On a 4× Mac Studio M3 Ultra 512 GB cluster (macOS 26.3, Thunderbolt 5 full-mesh RDMA):

  • Short contexts (< 10K tokens): stochastic deadlock — Fence::waitcondition_variable::wait, 100% CPU spin on all nodes
  • Long contexts (50K+ tokens): guaranteed crash — SIGABRT in mlx::core::gpu::check_error(MTL::CommandBuffer*)abort()
  • Faulting thread: com.Metal.CompletionQueueDispatch (GPU command buffer error)
  • Main thread at crash: MetalAllocator::clear_cache()BufferCache::clear()[AGXG15XFamilyBuffer dealloc]
  • Remaining nodes: 100% CPU deadlock (all-reduce waiting for the crashed peer)

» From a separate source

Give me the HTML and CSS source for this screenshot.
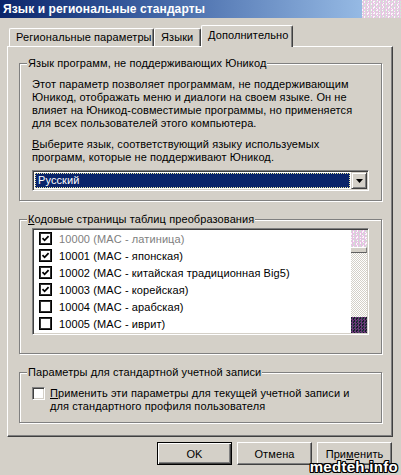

The crash is a race condition between GPU fence synchronization and Metal buffer lifecycle — the GPU reads a stale fence timestamp, proceeds with computation on a buffer that the CPU has already deallocated, and Metal's error checking triggers SIGABRT.

On macOS 26.2, the same race caused silent data corruption (AMCC interrupts visible in dmesg). macOS 26.3 added an assert that converts it to an explicit crash.

Note on the wired collector: @angeloskath mentioned that disabling the wired collector avoids deadlocks. This is consistent with our findings. The wired collector is the mechanism triggered by mx.set_wired_limit(). When wired memory exceeds the limit, MLX reclaims Metal buffers via MetalAllocator::clear_cache(). Our setup uses mx.set_wired_limit(max_recommended_working_set_size) — the standard pattern recommended by mlx-lm for large models. Without a wired limit, models like GLM-5 (767 GB) would cause excessive swap. Our crash stack confirms the connection: the collector deallocates a buffer while the GPU still holds a stale fence timestamp and continues computation on it. With the wired limit at default 0 (disabled), the collector doesn't run proactively and the race doesn't manifest — but this isn't viable for large distributed models. The DSB SY + system-scope atomic fix addresses the root cause.

Root cause

In fence.cpp, Fence::update() writes the fence counter:

f.cpu_value()[0] = count;

This plain store (or even seq_cst store) compiles to STLR + DMB ISH on ARM64. Per the ARM Architecture Reference Manual, DMB ISH ensures ordering only within the Inner Shareable domain — i.e., CPU cores. The GPU and DMA engines are in the Full System domain.

When RDMA DMA writes arrive in CPU-side memory, the fence value update is committed to L1/L2 cache but is not guaranteed to be visible to the GPU, which may be observing memory through a different cache hierarchy or through the System Level Cache (SLC).

In fence.metal, fence_wait spins on a volatile read:

while (1) {
    atomic_thread_fence(mem_device, seq_cst, thread_scope_system);
    if (timestamp[0] >= value) break;
}

If the GPU's cache holds a stale copy of timestamp, this loop never terminates — even though the CPU has already written the updated value.

Fix

Two changes, 24 lines total. Originally authored by @rltakashige — both the root cause analysis and the fix (CPU-side + GPU-side) in exo-explore/exo#1489 / #1515. We independently verified and tested on our cluster.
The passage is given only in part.